Faster writing, possibly more motivated writing (could be wrong, could be that I just finally got myself started again), definitely more typos, and definitely not as enamored of my own stuff as I should be when I re-read.
However, I was having an issue with that last item even before I started the 5 minute sessions, so maybe that’s not a result of the 5 minute sessions at all.
The mistakes? Definitely, absolutely, a result of the 5 minute sessions. I’m not taking time between each of them to tidy up when I’ve just written, which is exactly what I started out doing and should have kept doing but didn’t.
I just don’t know if I’m going to be able to work like this for an entire book. Part of me wants to keep it up, and part of me wants to go back to trying 1 hour blocks of a more leisurely nature so I can make sure what I’m writing satisfies me.
So, as mentioned, I have a dilemma, and I can’t decide what to do.
I said recently that I was going to try to make faster decisions, so … time to decide.
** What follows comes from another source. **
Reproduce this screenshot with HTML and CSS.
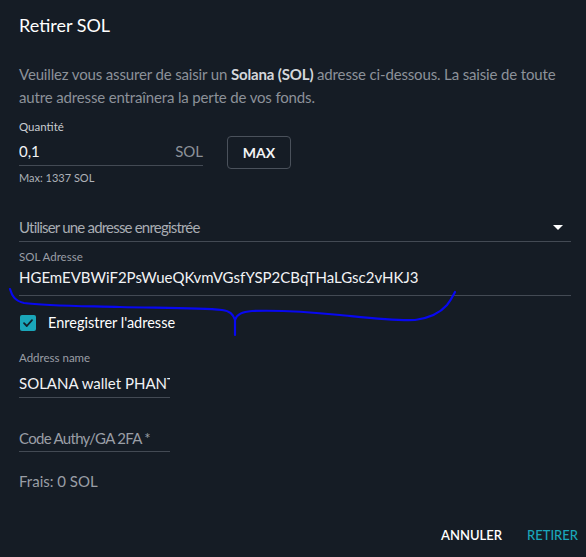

Before I set aside the 5 minute sessions, I should make a real effort to take the time between sessions to go over what I just wrote and correct any mistakes. Or, better yet, I should do it in the first few minutes of the my next hour long block I have planned, right before I start writing again as long as I can keep it short so it doesn’t take more than 5 to 10 minutes. Can I go over 800ish words in 5 to 10 minutes? Surely I can do that.
Alright then, that’s settled. Time to get to work. I’m starting about an hour and a half later than I’d planned to start today.
So that didn’t work. At all. I’ll have to rethink this. I spent nearly my entire first hour on the read through and fixes. I don’t know if I’m just in a really critical frame of mind or if every book I’ve written since January just really, really sucks.
I’m leaning toward the former, but maybe I should revisit one of my previous works just to see…
Truthfully, that isn’t likely to help and I’d like to stop needed that kind of reassurance from myself! :o
Anyway, gotta get to work or I’m going to end up with another day where I do the bare minimum, and I don’t want that.